As of this writing Ohio State have been sleepwalking for two months and have awakened to find themselves atop the polls. This year's trip to Ann Arbor will be even more harrowing one given the stakes and the probable momentum built up by the Wolverines who will have admirably salvaged their season by then. There is plenty of precedent for a Buckeye season ruined by a pratfall at Michigan Stadium.

Let's assume OSU wins out. The folks in New Orleans are praying that no undefeated teams emerge from the Pac-10. Let's assume also that BC loses and that the SEC champion has only one loss.
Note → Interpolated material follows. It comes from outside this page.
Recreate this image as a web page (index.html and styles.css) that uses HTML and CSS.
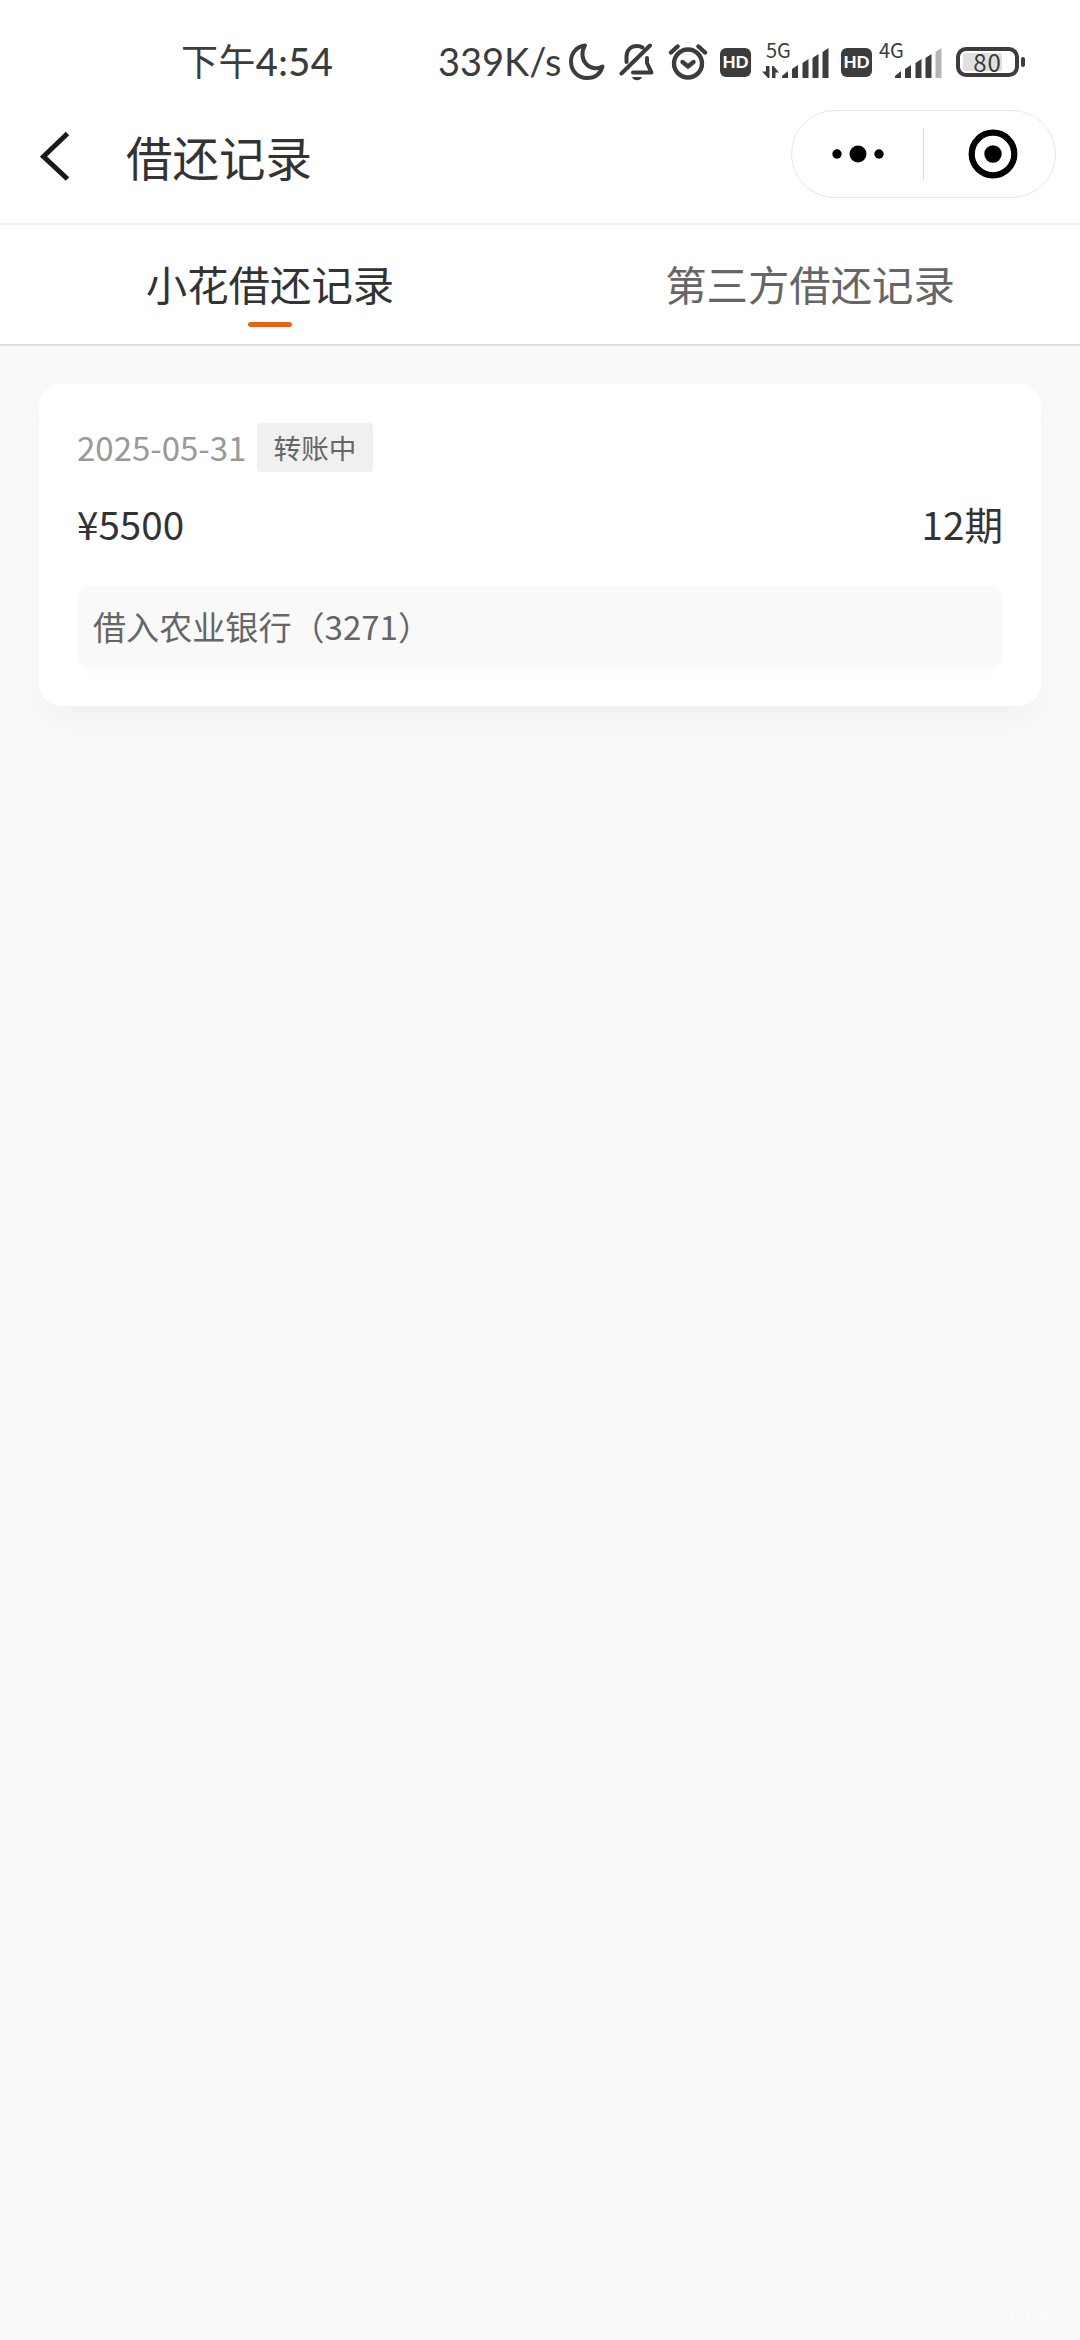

A one-loss LSU team would be a dream come true giving the Tigers a virtual home game and an absolutely insane buildup to the NCG. Then again, ask Georgia about those virtual home games like the Sugar Bowl against West Virginia that was played in Atlanta.

The problem for Ohio State is that they probably can beat anybody EXCEPT an SEC team. LSU wouldn't run the score up like Florida last year but would certainly provide the strongest possible opposition. Like so many teams in the top 10 or 25 OSU's season essentially begins now and even if they finish with a perfect mark at least some questions about their overall quality will be answered.

It seems mad that a program of LSU's caliber could lose two quality coaches in the space of four years but the cards are stacked against them. Once upon a time John Cooper became irresistible to Ohio State when his Arizona State team defeated Michigan in the Rose Bowl. With Lloyd Carr all but certain to step down Les Miles could write his own ticket back to Ann Arbor with a win over the Buckeyes in the NCG. He even SOUNDS like Bo Schembechler in his interviews - it's uncanny. For all the quality of the SEC programs the fierce competition manifests itself in some ugly ways, particularly unbridled criticism of coaches who bring home 9-3 records or better each year.